Свобода рок-музыки была воспринята как свобода человека, а значит, и как свобода философской и политической рефлексии, свобода литературы, свобода выражать и защищать различные социальные и политические интересы общества. В людях проснулось чувство солидарности: они осознали, что не заступиться за свободу других — даже тех, кто от тебя далек и творчеством, и мироощущением, — означает добровольно отречься и от собственной свободы. (Не существует свободы без равноправия, и нет равноправия без свободы; эту старую истину Хартия-77 дополнила еще одной характерной для нее и чрезвычайно важной для истории современной Чехословакии чертой: это то, что автор книги «Шестьдесят восьмой» анализирует как «принцип исключения», как первопричину нашего нынешнего бедственного морально-политического состояния.

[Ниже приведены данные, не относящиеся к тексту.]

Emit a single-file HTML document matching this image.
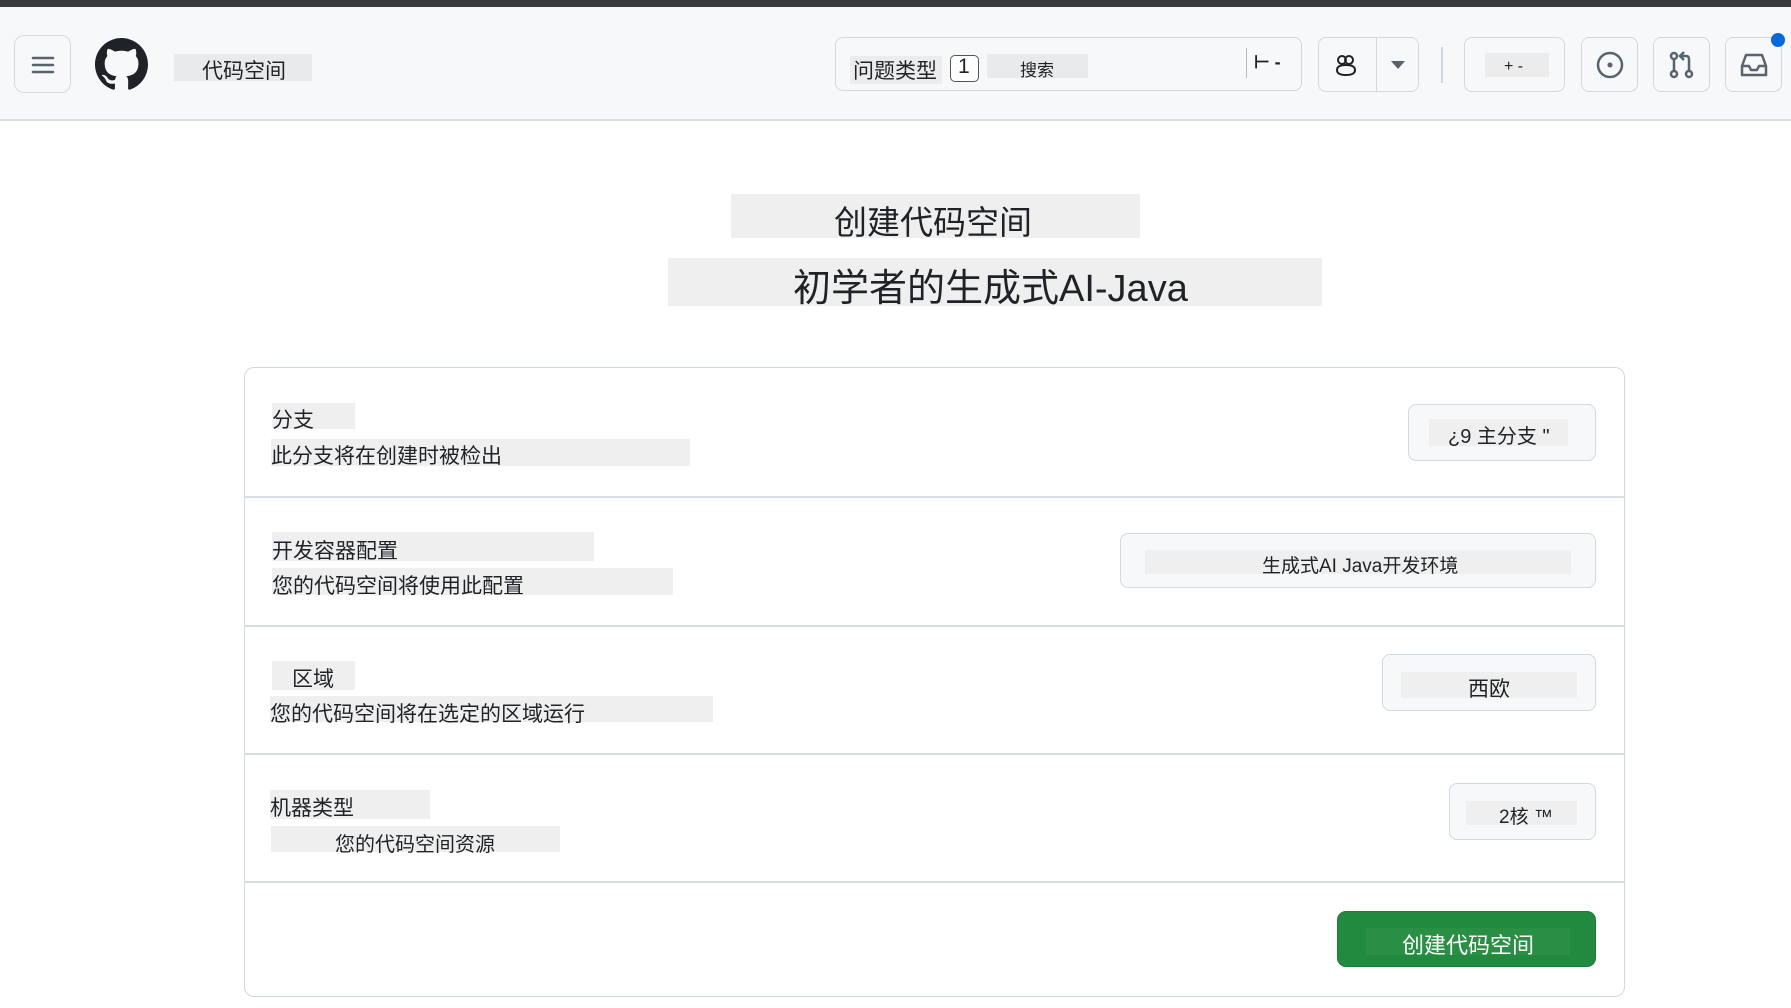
<!DOCTYPE html>
<html><head><meta charset="utf-8"><style>
*{box-sizing:border-box;margin:0;padding:0}
body{width:1791px;height:1008px;background:#fff;position:relative;overflow:hidden;font-family:"Liberation Sans","Noto Sans CJK SC",sans-serif;color:#1f2328}
.a{position:absolute}
.hl{background:#efefef}
.btn{position:absolute;border:1px solid #d1d9e0;border-radius:8px;background:#f6f8fa}
.t{position:absolute;white-space:nowrap}
</style></head><body>
<div class="a" style="left:0;top:0;width:1791px;height:7px;background:#3a3a3a"></div>
<div class="a" style="left:0;top:7px;width:1791px;height:114px;background:#f6f8fa;border-bottom:2px solid #d8dee4"></div>
<div class="btn" style="left:14px;top:35px;width:57px;height:58px;border-radius:10px">
<svg class="a" style="left:16px;top:19px" width="24" height="20"><path d="M2 3h20M2 10h20M2 17h20" stroke="#59636e" stroke-width="2.5" stroke-linecap="round"/></svg></div>
<svg class="a" style="left:95px;top:38px" width="53" height="53" viewBox="0 0 16 16"><path fill="#1f2328" d="M8 0C3.58 0 0 3.58 0 8c0 3.540 2.29 6.53 5.47 7.59.4.07.55-.17.55-.38 0-.19-.01-.82-.01-1.490-2.010.37-2.530-.49-2.690-.94-.09-.23-.48-.94-.82-1.130-.28-.15-.68-.52-.01-.53.63-.01 1.080.58 1.230.82.72 1.210 1.870.87 2.330.66.07-.52.28-.87.51-1.070-1.780-.2-3.640-.89-3.640-3.950 0-.87.31-1.590.82-2.150-.08-.2-.36-1.020.08-2.120 0 0 .67-.21 2.200.82.64-.18 1.320-.27 2-.27.68 0 1.360.09 2 .27 1.530-1.040 2.200-.82 2.200-.82.44 1.100.16 1.920.08 2.120.51.56.82 1.270.82 2.150 0 3.070-1.870 3.750-3.650 3.950.29.25.54.73.54 1.480 0 1.070-.01 1.930-.01 2.200 0 .21.15.46.55.38A8.013 8.013 0 0016 8c0-4.420-3.580-8-8-8z"/></svg>
<div class="a hl" style="left:174px;top:54px;width:138px;height:27px;background:#e9eaeb"></div>
<div class="t" style="left:202px;top:55px;font-size:21px">代码空间</div>

<div class="btn" style="left:835px;top:37px;width:467px;height:54px;background:#f6f8fa"></div>
<div class="a" style="left:850px;top:56px;width:92px;height:28px;background:#ececec"></div>
<div class="t" style="left:853px;top:55px;font-size:21px">问题类型</div>
<div class="a" style="left:950px;top:55px;width:29px;height:27px;border:1px solid #555;border-radius:5px;background:#fff"></div>
<div class="t" style="left:958px;top:55px;font-size:21px">1</div>
<div class="a" style="left:987px;top:54px;width:101px;height:24px;background:#e9eaeb"></div>
<div class="t" style="left:1020px;top:56px;font-size:17px">搜索</div>
<div class="a" style="left:1246px;top:48px;width:1px;height:30px;background:#bbb"></div>
<div class="t" style="left:1254px;top:52px;font-size:18px;font-weight:bold">⊢ -</div>

<div class="btn" style="left:1318px;top:37px;width:101px;height:55px"></div>
<div class="a" style="left:1376px;top:37px;width:1px;height:55px;background:#d1d9e0"></div>
<svg class="a" style="left:1333px;top:52px" width="26" height="26" viewBox="0 0 26 26"><circle cx="9" cy="8" r="4" fill="none" stroke="#1f2328" stroke-width="2"/><circle cx="16" cy="8" r="4" fill="none" stroke="#1f2328" stroke-width="2"/><path d="M4 18c0-4 4-5 9-5s9 1 9 5c0 4-4 5-9 5s-9-1-9-5z" fill="none" stroke="#1f2328" stroke-width="2"/></svg>
<svg class="a" style="left:1391px;top:61px" width="14" height="8"><path d="M0 0h14L7 8z" fill="#59636e"/></svg>
<div class="a" style="left:1441px;top:47px;width:2px;height:36px;background:#d1d9e0"></div>
<div class="btn" style="left:1464px;top:37px;width:101px;height:55px"></div>
<div class="a" style="left:1485px;top:53px;width:64px;height:24px;background:#ececec"></div>
<div class="t" style="left:1504px;top:58px;font-size:16px">+ -</div>
<div class="btn" style="left:1581px;top:37px;width:57px;height:55px"></div>
<svg class="a" style="left:1595px;top:50px" width="30" height="30"><circle cx="15" cy="15" r="12" fill="none" stroke="#59636e" stroke-width="2.5"/><circle cx="15" cy="15" r="2.5" fill="#59636e"/></svg>
<div class="btn" style="left:1653px;top:37px;width:57px;height:55px"></div>
<svg class="a" style="left:1668px;top:50px" width="28" height="30"><circle cx="6" cy="6" r="3" fill="none" stroke="#59636e" stroke-width="2.5"/><circle cx="6" cy="24" r="3" fill="none" stroke="#59636e" stroke-width="2.5"/><circle cx="21" cy="24" r="3" fill="none" stroke="#59636e" stroke-width="2.5"/><path d="M6 9v12M21 21V9q0-3-3-3h-4M16 2l-4 4 4 4" fill="none" stroke="#59636e" stroke-width="2.5"/></svg>
<div class="btn" style="left:1725px;top:37px;width:57px;height:55px"></div>
<svg class="a" style="left:1739px;top:51px" width="30" height="28"><path d="M3 15l4-11h16l4 11v9H3zM3 15h7l2 4h6l2-4h7" fill="none" stroke="#59636e" stroke-width="2.5" stroke-linejoin="round"/></svg>
<div class="a" style="left:1771px;top:33px;width:14px;height:14px;border-radius:50%;background:#0969da"></div>

<div class="a" style="left:731px;top:194px;width:409px;height:44px;background:#efefef"></div>
<div class="t" style="left:834px;top:196px;font-size:33px">创建代码空间</div>
<div class="a" style="left:668px;top:258px;width:654px;height:48px;background:#efefef"></div>
<div class="t" style="left:793px;top:257px;font-size:38px">初学者的生成式AI-Java</div>

<div class="a" style="left:244px;top:367px;width:1381px;height:630px;border:1.5px solid #d1d9e0;border-radius:10px"></div>
<div class="a" style="left:245px;top:496px;width:1379px;height:1.5px;background:#d8dee4"></div>
<div class="a" style="left:245px;top:625px;width:1379px;height:1.5px;background:#d8dee4"></div>
<div class="a" style="left:245px;top:753px;width:1379px;height:1.5px;background:#d8dee4"></div>
<div class="a" style="left:245px;top:881px;width:1379px;height:1.5px;background:#d8dee4"></div>

<div class="a hl" style="left:272px;top:403px;width:83px;height:26px"></div>
<div class="t" style="left:272px;top:404px;font-size:21px">分支</div>
<div class="a hl" style="left:271px;top:439px;width:419px;height:27px"></div>
<div class="t" style="left:271px;top:440px;font-size:21px">此分支将在创建时被检出</div>
<div class="btn" style="left:1408px;top:404px;width:188px;height:57px"></div>
<div class="a hl" style="left:1429px;top:419px;width:139px;height:27px"></div>
<div class="t" style="left:1448px;top:420px;font-size:20px">¿9 主分支 "</div>

<div class="a hl" style="left:272px;top:532px;width:322px;height:29px"></div>
<div class="t" style="left:272px;top:535px;font-size:21px">开发容器配置</div>
<div class="a hl" style="left:272px;top:568px;width:401px;height:27px"></div>
<div class="t" style="left:272px;top:570px;font-size:21px">您的代码空间将使用此配置</div>
<div class="btn" style="left:1120px;top:533px;width:476px;height:55px"></div>
<div class="a hl" style="left:1145px;top:550px;width:426px;height:24px"></div>
<div class="t" style="left:1262px;top:551px;font-size:19px">生成式AI Java开发环境</div>

<div class="a hl" style="left:272px;top:661px;width:83px;height:29px"></div>
<div class="t" style="left:292px;top:663px;font-size:21px">区域</div>
<div class="a hl" style="left:270px;top:696px;width:443px;height:26px"></div>
<div class="t" style="left:270px;top:698px;font-size:21px">您的代码空间将在选定的区域运行</div>
<div class="btn" style="left:1382px;top:654px;width:214px;height:57px"></div>
<div class="a hl" style="left:1401px;top:672px;width:176px;height:26px"></div>
<div class="t" style="left:1468px;top:673px;font-size:21px">西欧</div>

<div class="a hl" style="left:270px;top:790px;width:160px;height:29px"></div>
<div class="t" style="left:270px;top:792px;font-size:21px">机器类型</div>
<div class="a hl" style="left:271px;top:826px;width:289px;height:26px"></div>
<div class="t" style="left:335px;top:828px;font-size:20px">您的代码空间资源</div>
<div class="btn" style="left:1449px;top:783px;width:147px;height:57px"></div>
<div class="a hl" style="left:1466px;top:801px;width:111px;height:24px"></div>
<div class="t" style="left:1499px;top:802px;font-size:19px">2核 ™</div>

<div class="a" style="left:1337px;top:911px;width:259px;height:56px;background:#228a3e;border-radius:9px;border:1px solid #1e7a37"></div>
<div class="a" style="left:1366px;top:928px;width:204px;height:27px;background:#2a8f45"></div>
<div class="t" style="left:1402px;top:928px;font-size:22px;color:#fff">创建代码空间</div>
</body></html>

Этот принцип оформился в конце Второй мировой войны в результате неожиданного и необъяснимого сговора демократов с коммунистами и в дальнейшем эволюционировал до самого «горького конца» и был наконец преодолен впервые за долгие десятилетия именно Хартией-77: все, кто солидаризировался с ней, тем самым взаимно поручившись за свою свободу, вновь стали равноправными партнерами; это не столько «коалиция» коммунистов с некоторыми некоммунистами — в этом не было бы ничего исторически нового и чрезвычайного в морально-политическом плане — сколько содружество, которое ни от кого априорно не отгораживается и никому априорно не отдает предпочтения. В этой-то атмосфере и возникла Хартия-77. Кто мог ожидать, что преследование одной или двух малоизвестных рок-групп будет иметь столь крупные политические последствия?